Researchers at the University of Maryland, Tsinghua University, and the Beijing University of Posts and Telecommunications recently published an interesting paper detailing a new side-channel attack on Intel processors that is quite different from other vulnerabilities exposed in the past.
The new flaw can be exploited as a side-channel of Meltdown, which leads to a 100 percent success rate against processors like the Core i7-6700, Core i7-7700, and Core i9-10980XE. For those of you unfamiliar with Meltdown, it was a collection of exploits for a critical vulnerability in the way modern processors perform something called “speculative execution” to achieve moderate performance gains in certain scenarios.
While Meltdown has been mostly mitigated at the OS, firmware, and hardware levels, the problem is too hard to fully fix and as such has persisted to this day. In the case of this new side-channel attack, it doesn’t rely on the cache system and the setup doesn’t require resetting the EFLAGS register so researchers believe it will be much harder to mitigate.
The EFLAGS register is used to describe the current status of CPU operations with several flags that are set to either 1 or 0. Researchers discovered they could exploit the way this works in Intel CPUs, where a change in the EFLAGS register in transient execution can make some “jump on condition code” (Jcc) instructions execute slightly slower.
First, they encode secret data into the EFLAGS register and then measure the execution time of the Jcc instruction context to decode said data. The root cause of this vulnerability is still a mystery, but researchers suspect Intel uses a buffer in the execution unit of its CPUs that needs time to revert whenever the execution should be withdrawn, and this in turn could cause a stall if the next instruction depends on the target of said buffer.
The good news is that this attack is somewhat less effective against newer chips (Intel 11th-gen and above) where a hacker would need to repeat it thousands of times to achieve the same effect.

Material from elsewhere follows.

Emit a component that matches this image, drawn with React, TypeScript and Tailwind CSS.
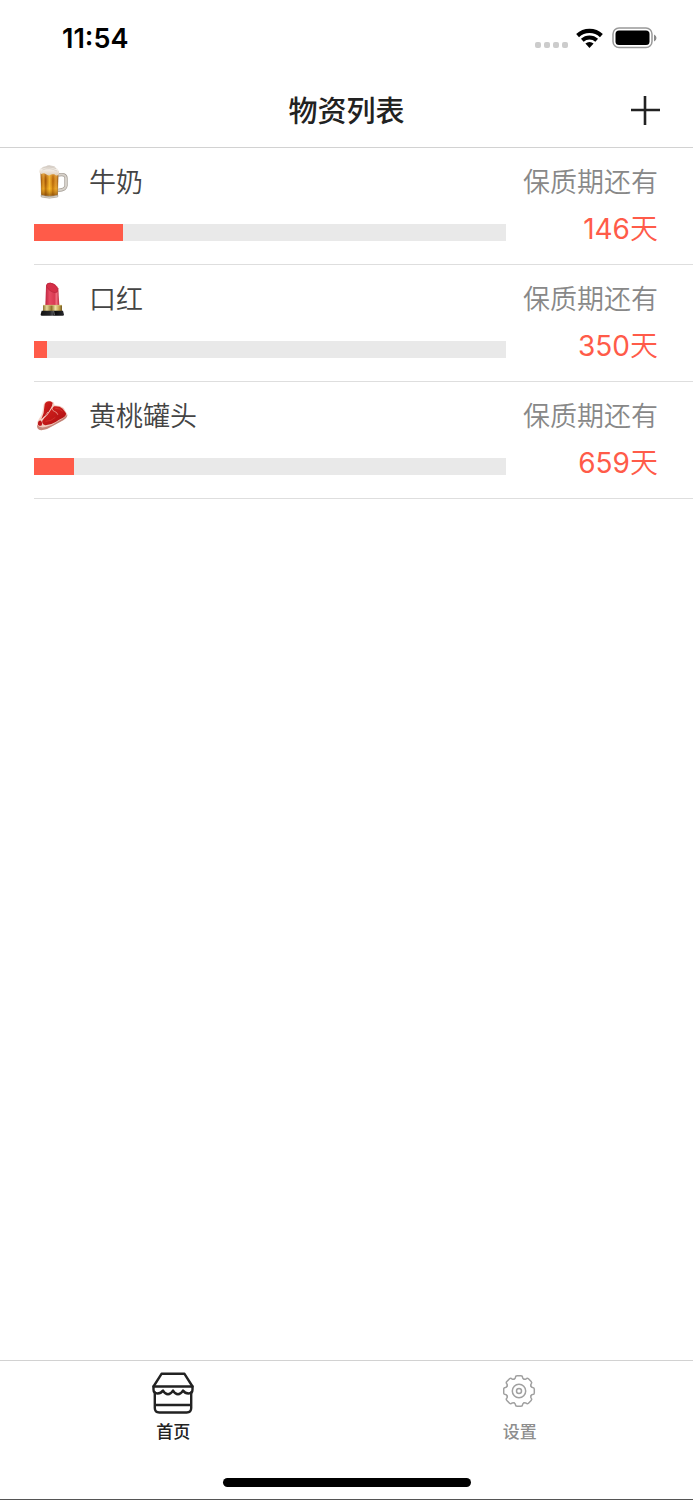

Furthermore, Intel’s new 13th-gen vPro processors come with more security management features that give organizations better prevention and detection capabilities against side-channel attacks.
Researchers note in their paper that it’s possible to mitigate their transient execution timing attack, but they aren’t easy to implement as they require significant changes to how the Jcc instructions work and assembly code optimizations.